Records with interface code
════
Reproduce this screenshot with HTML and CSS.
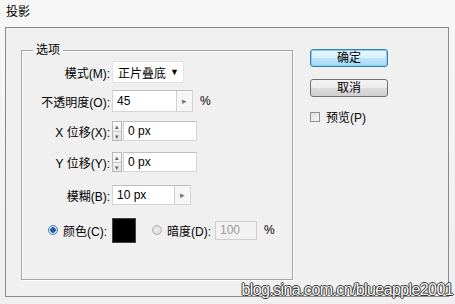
FILE: index.html
```html
<!DOCTYPE html>
<html lang="zh-CN">
<head>
    <meta charset="UTF-8">
    <title>投影</title>
    <link rel="stylesheet" href="styles.css">
</head>
<body>
    <div class="titlebar">投影</div>

    <div class="panel">
        <fieldset class="group">
            <legend>选项</legend>

            <div class="row r1">
                <span class="lbl">模式(M):</span>
                <div class="select">正片叠底<span class="caret">▼</span></div>
            </div>

            <div class="row r2">
                <span class="lbl">不透明度(O):</span>
                <div class="field wide">
                    <span class="val">45</span>
                    <span class="pop">▸</span>
                </div>
                <span class="unit">%</span>
            </div>

            <div class="row r3">
                <span class="lbl">X 位移(X):</span>
                <div class="spin"><span>▴</span><span>▾</span></div>
                <div class="field offset"><span class="val">0 px</span></div>
            </div>

            <div class="row r4">
                <span class="lbl">Y 位移(Y):</span>
                <div class="spin"><span>▴</span><span>▾</span></div>
                <div class="field offset"><span class="val">0 px</span></div>
            </div>

            <div class="row r5">
                <span class="lbl">模糊(B):</span>
                <div class="field blur">
                    <span class="val">10 px</span>
                    <span class="pop">▸</span>
                </div>
            </div>

            <div class="row r6">
                <span class="lbl"><span class="radio on"></span>颜色(C):</span>
                <div class="swatch"></div>
                <span class="opt"><span class="radio"></span>暗度(D):</span>
                <div class="field dim"><span class="val">100</span></div>
                <span class="unit">%</span>
            </div>
        </fieldset>

        <div class="side">
            <button class="btn default">确定</button>
            <button class="btn">取消</button>
            <label class="check"><span class="box"></span>预览(P)</label>
        </div>
    </div>

    <div class="mark">blog.sina.com.cn/blueapple2001</div>
</body>
</html>
```

FILE: styles.css
```css
* {
    margin: 0;
    padding: 0;
    box-sizing: border-box;
}

body {
    width: 455px;
    height: 304px;
    overflow: hidden;
    position: relative;
    background: linear-gradient(180deg, #f7f7f7, #efefef);
    font-family: "Liberation Sans", "Noto Sans CJK SC", sans-serif;
    font-size: 12px;
    color: #000;
}

.titlebar {
    height: 27px;
    padding: 5px 0 0 6px;
    line-height: 15px;
}

.panel {
    display: flex;
    align-items: flex-start;
    gap: 17px;
    width: 444px;
    height: 270px;
    margin-left: 5px;
    padding: 14px 0 0 15px;
    border: 1px solid #8a8a8a;
    background: #f0f0f0;
}

/* group box */
.group {
    width: 272px;
    border: 1px solid #a5a5a5;
    box-shadow: 1px 1px 0 #fff, inset 1px 1px 0 #fff;
    padding: 0 0 31px 0;
}

.group legend {
    margin-left: 11px;
    padding: 0 3px;
    line-height: 16px;
}

.row {
    display: flex;
    align-items: center;
}
.r1 { height: 28px; }
.r2 { height: 30px; }
.r3 { height: 30px; }
.r4 { height: 32px; }
.r5 { height: 34px; }
.r6 { height: 36px; }

.lbl {
    width: 88px;
    margin-right: 2px;
    text-align: right;
    display: flex;
    justify-content: flex-end;
    align-items: center;
}

.r6 .lbl {
    width: 85px;
    margin-right: 5px;
}

.select {
    width: 72px;
    height: 22px;
    display: flex;
    align-items: center;
    justify-content: space-between;
    padding: 0 4px 0 5px;
    background: #fff;
    border: 1px solid #e2e2e2;
}
.caret {
    font-size: 9px;
}

.field {
    height: 20px;
    display: flex;
    align-items: center;
    background: #fff;
    border: 1px solid #d4d4d4;
    border-top-color: #bdbdbd;
}
.field .val {
    flex: 1;
    padding-left: 4px;
}
.field .pop {
    width: 16px;
    height: 100%;
    border-left: 1px solid #d0d0d0;
    background: #f6f6f6;
    color: #777;
    font-size: 9px;
    display: flex;
    align-items: center;
    justify-content: center;
}

.wide {
    width: 81px;
    height: 22px;
}
.blur {
    width: 79px;
}
.offset {
    width: 74px;
    margin-left: 1px;
}

.spin {
    width: 10px;
    height: 20px;
    display: flex;
    flex-direction: column;
    border: 1px solid #b7b7b7;
    background: linear-gradient(#fbfbfb, #e6e6e6);
}
.spin span {
    flex: 1;
    font-size: 7px;
    line-height: 9px;
    text-align: center;
    color: #666;
}
.spin span + span {
    border-top: 1px solid #c8c8c8;
}

.unit {
    margin-left: 7px;
}

.swatch {
    width: 24px;
    height: 25px;
    background: #000;
    border: 1px solid #444;
}

.opt {
    display: flex;
    align-items: center;
    margin-left: 16px;
    margin-right: 4px;
}

.radio {
    width: 10px;
    height: 10px;
    margin-right: 5px;
    border-radius: 50%;
    border: 1px solid #b0b0b0;
    background: radial-gradient(#eee, #d6d6d6);
}
.radio.on {
    border-color: #4d7fae;
    background: radial-gradient(circle, #1f5e9c 0 2.5px, #d6e6f4 3px);
}

.dim {
    width: 42px;
    height: 19px;
    background: #f2f2f2;
    border-color: #cfcfcf;
    color: #999;
}

/* buttons column */
.side {
    width: 78px;
    margin-top: 7px;
    display: flex;
    flex-direction: column;
}

.btn {
    height: 18px;
    font: inherit;
    border: 1px solid #707070;
    border-radius: 3px;
    background: linear-gradient(#f4f4f4 0%, #ebebeb 50%, #dcdcdc 51%, #cfcfcf 100%);
    margin-bottom: 12px;
    line-height: 14px;
}
.btn.default {
    border-color: #3c7fb1;
    background: linear-gradient(#eaf6fd 0%, #d9f0fc 50%, #bee6fd 51%, #a7d9f5 100%);
    box-shadow: inset 0 0 0 1px #7ed1f3;
}

.check {
    display: flex;
    align-items: center;
    margin-top: -1px;
}
.check .box {
    width: 10px;
    height: 10px;
    margin-right: 6px;
    border: 1px solid #8e8f8f;
    background: linear-gradient(135deg, #dcdcdc, #fafafa);
}

/* watermark over the corner */
.mark {
    position: absolute;
    right: 2px;
    bottom: 5px;
    font-size: 16px;
    letter-spacing: -0.6px;
    color: #fbfbfb;
    text-shadow: 1px 0 #333, -1px 0 #333, 0 1px #333, 0 -1px #333;
}
```
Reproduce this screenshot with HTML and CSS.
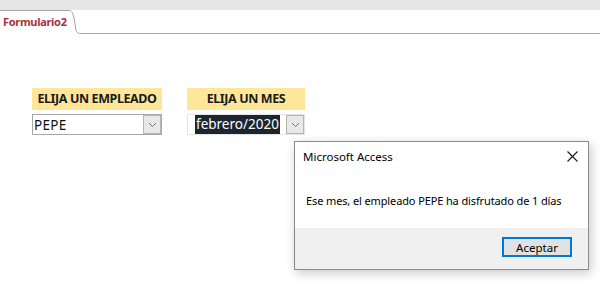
FILE: index.html
```html
<!DOCTYPE html>
<html lang="es">
<head>
    <meta charset="UTF-8">
    <title>Formulario2</title>
    <link rel="stylesheet" href="styles.css">
</head>
<body>
    <div class="topband"></div>
    <div class="tabbar">
        <div class="tab">Formulario2</div>
        <svg class="tab-curve" width="13" height="24" viewBox="0 0 13 24">
            <path d="M0 0.5 C4 0.5 4 1 6 8 L8 20 C9 23 10 23.5 13 23.5" fill="none" stroke="#a6a6a6" stroke-width="1"/>
        </svg>
        <div class="tab-rest"></div>
    </div>

    <div class="form">
        <div class="field field-emp">
            <div class="label">ELIJA UN EMPLEADO</div>
            <div class="combo">
                <span class="combo-text">PEPE</span>
                <span class="combo-btn"><svg width="9" height="6" viewBox="0 0 9 6"><path d="M1 1 L4.5 4.5 L8 1" fill="none" stroke="#707070" stroke-width="1"/></svg></span>
            </div>
        </div>
        <div class="field field-mes">
            <div class="label">ELIJA UN MES</div>
            <div class="combo combo-plain">
                <span class="combo-text selected">febrero/2020</span>
                <span class="combo-btn"><svg width="9" height="6" viewBox="0 0 9 6"><path d="M1 1 L4.5 4.5 L8 1" fill="none" stroke="#707070" stroke-width="1"/></svg></span>
            </div>
        </div>
    </div>

    <div class="dialog">
        <div class="dialog-title">
            <span>Microsoft Access</span>
            <svg class="close" width="11" height="11" viewBox="0 0 11 11"><path d="M0.5 0.5 L10.5 10.5 M10.5 0.5 L0.5 10.5" stroke="#1a1a1a" stroke-width="1.1"/></svg>
        </div>
        <div class="dialog-msg">Ese mes, el empleado PEPE ha disfrutado de 1 días</div>
        <div class="dialog-foot">
            <button class="ok">Aceptar</button>
        </div>
    </div>
</body>
</html>
```

FILE: styles.css
```css
*{
    margin: 0;
    padding: 0;
    box-sizing: border-box;
}
body{
    font-family: "Noto Sans", "Open Sans", sans-serif;
    width: 600px;
    height: 300px;
    background-color: white;
    position: relative;
    overflow: hidden;
}

.topband {
    height: 10px;
    background-color: #e6e6e6;
}
.tabbar {
    display: flex;
    height: 24px;
}
.tab {
    width: 68px;
    border-top: 1px solid #a6a6a6;
    padding: 3px 0 0 3px;
    font-size: 11px;
    font-weight: bold;
    color: #a8303a;
    letter-spacing: -0.3px;
}
.tab-curve {
    display: block;
}
.tab-rest {
    flex: 1;
    border-bottom: 1px solid #a6a6a6;
}

.form {
    display: flex;
    gap: 25px;
    padding: 54px 0 0 32px;
}
.field {
    display: flex;
    flex-direction: column;
    gap: 4px;
}
.field-emp { width: 130px; }
.field-mes { width: 118px; }

.label {
    height: 22px;
    background-color: #ffe699;
    font-size: 12.5px;
    font-weight: bold;
    color: #1a1a1a;
    text-align: center;
    line-height: 22px;
    letter-spacing: -0.4px;
}

.combo {
    height: 21px;
    border: 1px solid #a8a8a8;
    display: flex;
    align-items: center;
    justify-content: space-between;
    padding-left: 1px;
}
.combo-plain {
    border-color: #e4e4e4;
    padding-left: 7px;
}
.combo-text {
    font-size: 13.5px;
    color: #111;
    letter-spacing: 0.3px;
}
.selected {
    background-color: #1c2631;
    color: white;
    font-size: 13.5px;
    line-height: 19px;
    padding: 0 1px;
    letter-spacing: 0;
}
.combo-btn {
    width: 18px;
    height: 19px;
    background-color: #e8e8e8;
    border: 1px solid #b5b5b5;
    display: flex;
    align-items: center;
    justify-content: center;
}

.dialog {
    position: absolute;
    left: 294px;
    top: 141px;
    width: 295px;
    height: 129px;
    border: 1px solid #8a8a8a;
    background-color: white;
    box-shadow: 2px 3px 10px rgba(0, 0, 0, 0.22);
    display: flex;
    flex-direction: column;
}
.dialog-title {
    height: 29px;
    display: flex;
    align-items: center;
    justify-content: space-between;
    padding: 0 10px 0 8px;
    font-size: 11.5px;
    color: #000;
}
.dialog-msg {
    flex: 1;
    padding: 22px 0 0 11px;
    font-size: 11px;
    letter-spacing: -0.12px;
    color: #000;
}
.dialog-foot {
    height: 41px;
    background-color: #f0f0f0;
    display: flex;
    justify-content: flex-end;
    padding: 9px 16px 0 0;
}
.ok {
    width: 70px;
    height: 20px;
    background-color: #e1e1e1;
    border: 2px solid #0078d7;
    font-family: "Noto Sans", "Open Sans", sans-serif;
    font-size: 11.5px;
    color: #000;
}
```
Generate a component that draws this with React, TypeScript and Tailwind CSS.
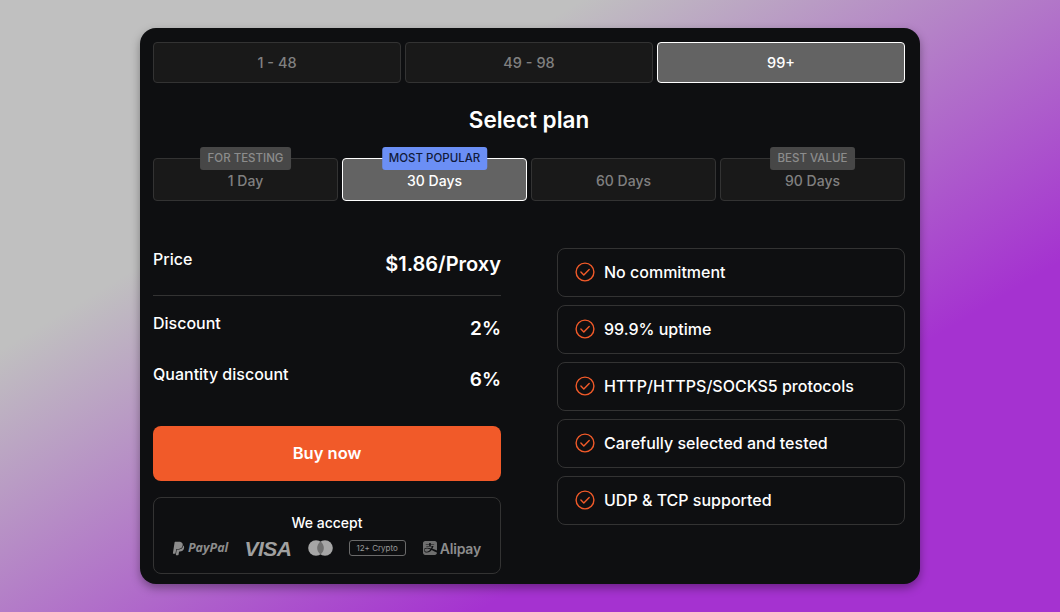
import React from 'react';
import { FaPaypal, FaAlipay } from 'react-icons/fa';

const ranges = [
  { label: '1 - 48', active: false },
  { label: '49 - 98', active: false },
  { label: '99+', active: true },
];

const plans = [
  { label: '1 Day', badge: 'FOR TESTING', active: false },
  { label: '30 Days', badge: 'MOST POPULAR', active: true },
  { label: '60 Days', badge: null, active: false },
  { label: '90 Days', badge: 'BEST VALUE', active: false },
];

const features = [
  'No commitment',
  '99.9% uptime',
  'HTTP/HTTPS/SOCKS5 protocols',
  'Carefully selected and tested',
  'UDP & TCP supported',
];

const CheckIcon = () => (
  <svg width="20" height="20" viewBox="0 0 20 20" fill="none" className="shrink-0">
    <circle cx="10" cy="10" r="8.9" stroke="#f15a29" strokeWidth="1.4" />
    <path d="M5.9 10.1l2.9 2.9 5.4-5.6" stroke="#f15a29" strokeWidth="1.4" strokeLinecap="round" strokeLinejoin="round" />
  </svg>
);

const PaymentLogos = () => (
  <div className="flex items-center justify-between pl-[17px] pr-[19px] mt-[5px] h-[18px] text-[#8c8c8c]">
    <div className="flex items-center gap-[2px]">
      <FaPaypal size={15} />
      <span className="text-[12.5px] font-bold italic font-['Open_Sans',sans-serif]">PayPal</span>
    </div>
    <span className="text-[21px] leading-none font-bold italic tracking-[-0.5px] text-[#a0a0a0] font-['Liberation_Sans',sans-serif]">VISA</span>
    <svg width="25" height="16" viewBox="0 0 25 16">
      <circle cx="8" cy="8" r="7.8" fill="#a6a6a6" />
      <circle cx="17" cy="8" r="7.8" fill="#a6a6a6" />
      <path d="M12.5 1.6a7.8 7.8 0 0 1 0 12.8a7.8 7.8 0 0 1 0-12.8z" fill="#6f6f6f" />
    </svg>
    <div className="w-[57px] h-[16px] flex items-center justify-center rounded-[3px] border border-[#6a6a6a] text-[8px] text-[#999999]">
      12+ Crypto
    </div>
    <div className="flex items-center gap-[2px]">
      <FaAlipay size={16} className="text-[#6f6f6f]" />
      <span className="text-[14px] font-semibold tracking-[-0.2px]">Alipay</span>
    </div>
  </div>
);

export default function App() {
  return (
    <div className="h-[612px] flex items-center justify-center overflow-hidden bg-[linear-gradient(149deg,#c0c0c0_28%,#a532d0_72%)] font-['Inter',sans-serif]">
      <div className="w-[780px] h-[556px] rounded-2xl bg-[#0e0f11] pl-[13px] pr-[15px] pt-[14px] shadow-[0_4px_10px_rgba(0,0,0,0.35)]">
        {/* quantity tabs */}
        <div className="grid grid-cols-3 gap-1">
          {ranges.map((r) => (
            <div
              key={r.label}
              className={
                r.active
                  ? 'h-[41px] flex items-center justify-center rounded border border-white bg-[#636363] text-[14.5px] font-medium text-white'
                  : 'h-[41px] flex items-center justify-center rounded border border-[#333333] bg-[#191919] text-[14.5px] font-medium text-[#808080]'
              }
            >
              {r.label}
            </div>
          ))}
        </div>

        <h2 className="mt-[22px] h-[30px] flex items-center justify-center text-[22.5px] font-semibold text-white">
          Select plan
        </h2>

        {/* plan length */}
        <div className="mt-[23px] grid grid-cols-4 gap-1">
          {plans.map((p) => (
            <div
              key={p.label}
              className={
                p.active
                  ? 'relative h-[43px] pt-[2px] flex items-center justify-center rounded border border-white bg-[#636363] text-sm font-medium text-white'
                  : 'relative h-[43px] pt-[2px] flex items-center justify-center rounded border border-[#333333] bg-[#191919] text-sm font-medium text-[#808080]'
              }
            >
              {p.label}
              {p.badge && (
                <span
                  className={
                    p.active
                      ? 'absolute left-1/2 -translate-x-1/2 -top-[12px] h-[23px] px-[7px] flex items-center whitespace-nowrap rounded-[3px] bg-[#6b8ff5] text-[11.5px] font-medium text-[#111a3a]'
                      : 'absolute left-1/2 -translate-x-1/2 -top-[12px] h-[23px] px-[8px] flex items-center whitespace-nowrap rounded-[3px] bg-[#474747] text-[11.5px] font-medium text-[#8c8c8c]'
                  }
                >
                  {p.badge}
                </span>
              )}
            </div>
          ))}
        </div>

        <div className="mt-[47px] grid grid-cols-2 gap-14">
          <div>
            <div className="flex justify-between h-[47px] border-b border-[#333333] box-content">
              <span className="leading-[22px] text-[16px] font-medium text-white">Price</span>
              <span className="mt-[1px] text-[20px] font-semibold text-white">$1.86/Proxy</span>
            </div>
            <div className="flex justify-between mt-[15px] h-[26px]">
              <span className="text-[16px] font-medium text-white">Discount</span>
              <span className="mt-[4px] text-[19px] font-semibold text-white">2%</span>
            </div>
            <div className="flex justify-between mt-[25px] h-[26px]">
              <span className="text-[16px] font-medium text-white">Quantity discount</span>
              <span className="mt-[4px] text-[19px] font-semibold text-white">6%</span>
            </div>
            <button className="mt-[38px] w-full h-[55px] rounded-lg bg-[#f15a29] text-[16.5px] font-semibold text-white">
              Buy now
            </button>
            <div className="mt-4 h-[77px] rounded-lg border border-[#333333] pt-[15px]">
              <p className="text-center text-sm leading-[20px] font-medium text-white">We accept</p>
              <div className="pt-[1px]">
                <PaymentLogos />
              </div>
            </div>
          </div>

          <div className="flex flex-col gap-2">
            {features.map((f) => (
              <div key={f} className="h-[49px] pb-[2px] flex items-center gap-[9px] rounded-lg border border-[#333333] pl-[17px]">
                <CheckIcon />
                <span className="text-[16px] font-medium text-white">{f}</span>
              </div>
            ))}
          </div>
        </div>
      </div>
    </div>
  );
}
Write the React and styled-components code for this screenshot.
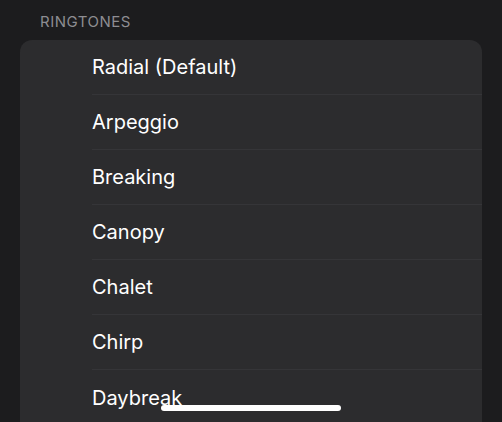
════
__WHAT YOU WILL DO__. Locate the word "this" in the records above, and return each line that has it.

__ANSWER TO THE EXERCISE__.
Reproduce this screenshot with HTML and CSS.
Reproduce this screenshot with HTML and CSS.
Generate a component that draws this with React, TypeScript and Tailwind CSS.
Write the React and styled-components code for this screenshot.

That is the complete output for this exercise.